In short, eradicating Khan al-Ahmar is part of zionism’s scheme of ethnically cleansing Palestinian land, annexing what it requires and condemning the Palestinians to “self-government” in, at best, an archipelago of towns and villages under Israeli authority similar to the bantustans of apartheid South Africa.

Expansion of Israel’s colonial conquests on the West Bank rarely make the headlines now, but the Netanyahu cabinet agreed at the weekend to establish a new Jews-only settlement in Hebron, building 31 homes, two kindergartens, a daycare centre and a public park in what the occupiers call the Hezekiah quarter of the city.

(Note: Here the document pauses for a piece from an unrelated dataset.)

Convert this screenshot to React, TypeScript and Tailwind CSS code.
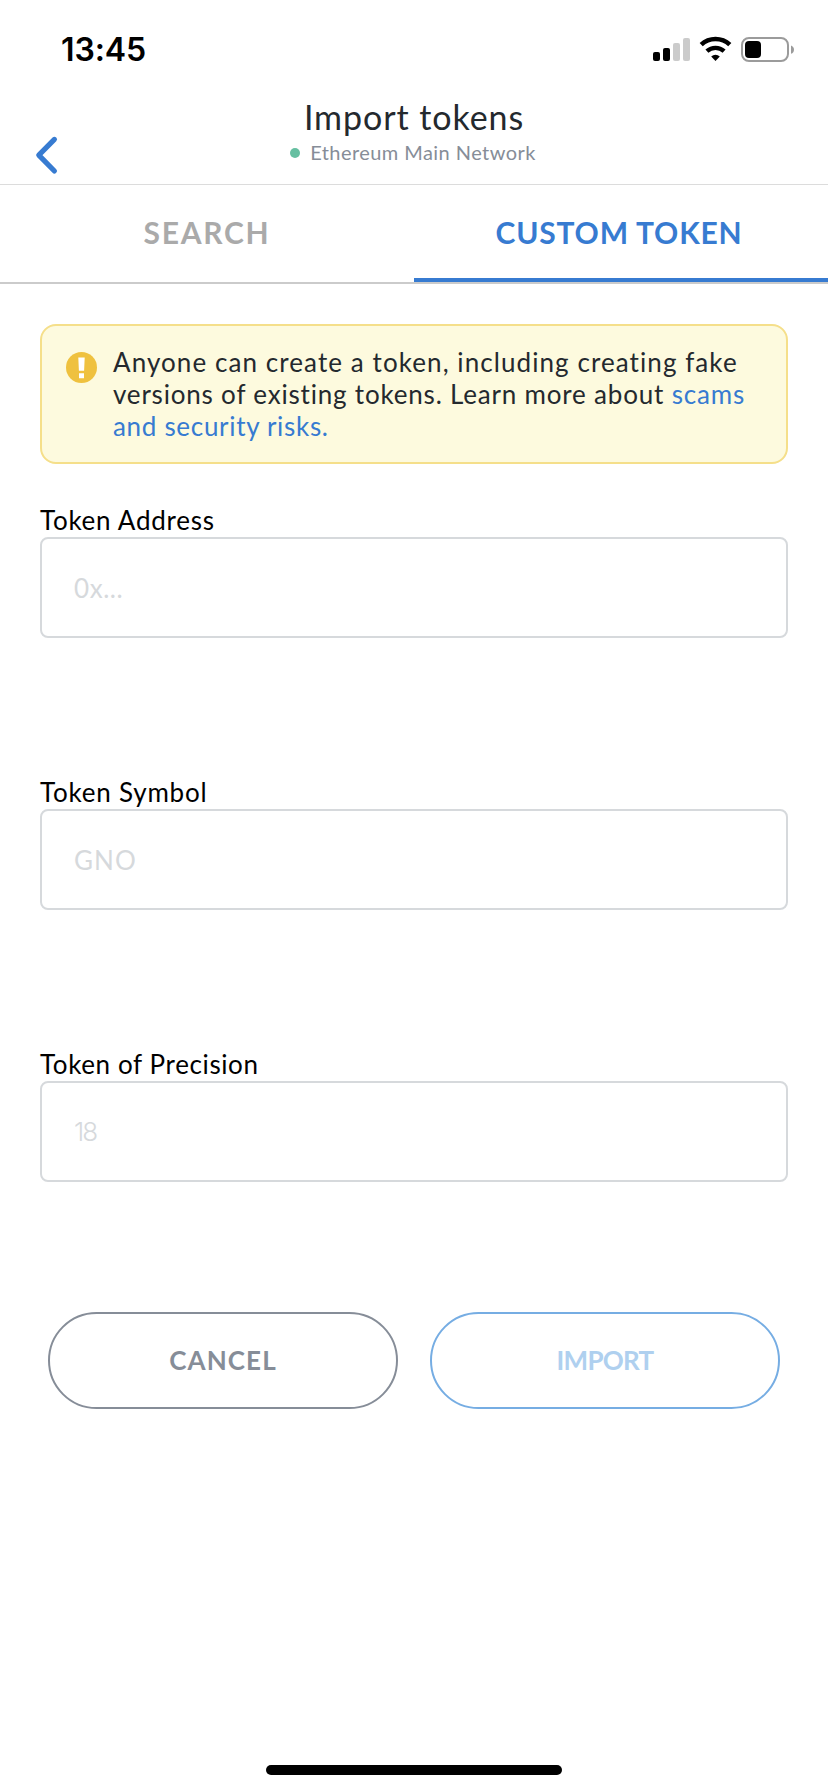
function StatusBar() {
  return (
    <div className="flex h-[88px] justify-between pl-[61px] pr-[34px]">
      <span className="pt-[30px] font-['Inter',sans-serif] text-[32px] font-semibold leading-[39px] tracking-[-0.1px] text-black">
        13:45
      </span>
      <svg className="mt-9 h-[27px] w-[142px]" viewBox="652 36 142 27" fill="none" aria-hidden="true">
        <rect x="653" y="52" width="7" height="9" rx="2" fill="#000" />
        <rect x="663" y="48" width="7" height="13" rx="2" fill="#000" />
        <rect x="673" y="43" width="7" height="18" rx="2" fill="#cbcbcb" />
        <rect x="683" y="38" width="7" height="23" rx="2" fill="#cbcbcb" />
        <path d="M701.2 44.6a21 21 0 0 1 28.6 0" stroke="#000" strokeWidth="4.6" />
        <path d="M706.9 51.2a12.8 12.8 0 0 1 17.2 0" stroke="#000" strokeWidth="4.4" />
        <path d="M711.2 56.6a6.2 6.2 0 0 1 8.6 0L715.5 61Z" fill="#000" />
        <rect x="742" y="38" width="46" height="23" rx="7" stroke="#9b9b9b" strokeWidth="2" />
        <rect x="745" y="41" width="16" height="17" rx="4" fill="#000" />
        <path d="M791 45.6q3 1.2 3 4.1t-3 4.1Z" fill="#9b9b9b" />
      </svg>
    </div>
  );
}

function Header() {
  return (
    <header className="grid h-[97px] grid-cols-[100px_1fr_100px] border-b border-[#dcdcdc]">
      <button className="pl-[34px] pt-[37px]" aria-label="Back">
        <svg className="h-10 w-[26px]" viewBox="34 125 26 40" fill="none">
          <path
            d="M54.4 129.4 38.8 145.1 54.4 161"
            stroke="#377bd1"
            strokeWidth="5.2"
            strokeLinecap="round"
            strokeLinejoin="round"
          />
        </svg>
      </button>
      <div className="flex flex-col items-center pt-2">
        <h1 className="whitespace-nowrap text-[34px] leading-[42px] tracking-[0.92px] text-[#24292e]">
          Import tokens
        </h1>
        <div className="flex items-center gap-2.5 whitespace-nowrap pr-0.5">
          <span className="mt-0.5 size-2.5 rounded-full bg-[#66bfa1]" />
          <span className="text-[20px] leading-7 tracking-[0.44px] text-[#868d98]">
            Ethereum Main Network
          </span>
        </div>
      </div>
    </header>
  );
}

function Tabs() {
  return (
    <nav className="grid h-[99px] grid-cols-2 border-b-2 border-[#cbcbcb] text-[30px] font-bold leading-9">
      <button className="border-b-4 border-transparent tracking-[1.72px] text-[#aaaaaa]">
        SEARCH
      </button>
      <button className="border-b-4 border-[#377bd1] pr-1 tracking-[0.81px] text-[#377bd1]">
        CUSTOM TOKEN
      </button>
    </nav>
  );
}

function Warning() {
  return (
    <div className="mt-10 flex h-[140px] rounded-2xl border-2 border-[#f5df8a] bg-[#fdfade] pl-6 pt-5">
      <svg className="mt-1.5 size-[31px] shrink-0" viewBox="0 0 31 31" aria-hidden="true">
        <circle cx="15.5" cy="15.5" r="15.5" fill="#efc13f" />
        <path d="M12.3 5.5h6.4l-.6 13.3h-5.2zM13 21.3h5v5h-5z" fill="#fff" />
      </svg>
      <p className="ml-4 flex flex-col whitespace-nowrap text-[26px] leading-8 text-[#24292e]">
        <span className="tracking-[1.08px]">Anyone can create a token, including creating fake</span>
        <span className="tracking-[0.81px]">
          versions of existing tokens. Learn more about <a className="text-[#377bd1]">scams</a>
        </span>
        <a className="tracking-[0.69px] text-[#377bd1]">and security risks.</a>
      </p>
    </div>
  );
}

interface FieldProps {
  label: string;
  placeholder: string;
  labelClass: string;
  inputClass: string;
}

function Field({ label, placeholder, labelClass, inputClass }: FieldProps) {
  return (
    <label className="flex flex-col">
      <span className={`h-[33px] text-[26px] leading-8 text-black ${labelClass}`}>{label}</span>
      <input
        placeholder={placeholder}
        className={`h-[101px] w-full rounded-lg border-2 border-[#d6d9dc] bg-white placeholder:text-[#d6d9dc] ${inputClass}`}
      />
    </label>
  );
}

export default function App() {
  return (
    <div className="flex h-[1792px] w-[828px] flex-col bg-white font-['Lato',sans-serif]">
      <StatusBar />
      <Header />
      <Tabs />
      <main className="flex flex-1 flex-col px-10">
        <Warning />
        <div className="mt-10 flex flex-col gap-[138px]">
          <Field
            label="Token Address"
            placeholder="0x..."
            labelClass="tracking-[0.74px]"
            inputClass="pl-8 text-[26px] tracking-[0.55px]"
          />
          <Field
            label="Token Symbol"
            placeholder="GNO"
            labelClass="tracking-[0.79px]"
            inputClass="pl-8 text-[26px] tracking-[1.08px]"
          />
          <Field
            label="Token of Precision"
            placeholder="18"
            labelClass="tracking-[0.62px]"
            inputClass="pl-8 font-['Inter',sans-serif] text-[26px] font-light tracking-[-2px]"
          />
        </div>
        <div className="mt-[130px] grid grid-cols-2 gap-8 px-2 text-[26px] font-bold">
          <button className="h-[97px] rounded-full border-2 border-[#868d98] tracking-[1.11px] text-[#868d98]">
            CANCEL
          </button>
          <button className="h-[97px] rounded-full border-2 border-[#76ade3] tracking-[-0.72px] text-[#afd0ef]">
            IMPORT
          </button>
        </div>
      </main>
      <div className="mb-[17px] h-2.5 w-[296px] self-center rounded-full bg-black" />
    </div>
  );
}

Israel’s Peace Now group, which has appealed, together with Hebron’s Palestinian municipality, to the occupation’s Civil Administration — effectively Major General Kamil Abu Rokon — asking him to oppose the project, points out that the site once housed the Hebron central bus station before it was confiscated by the IDF in 1981 to build a military base.

This follows an increasingly normal Israeli dispossession process where Palestinians are displaced on security grounds, allowing more settlements to be set up and further military bases to protect them.

Israeli NGO Yesh Din published a paper recently, ‘Through the Lens of Israel’s Interests: The Civil Administration in the West Bank,’ pointing out that, while international law requires the military commander of an occupied territory to protect the interests of the occupied population, the Civil Administration is effectively used as a means of oppression and domination over Palestinians in the West Bank.

Palestinians know that already, as does the Israeli government, but, until Tel Aviv’s collaborators in the European Union and North America accept that international law should apply to Israel, ethnic cleansing, colonisation and punishment bombings will remain the order of the day.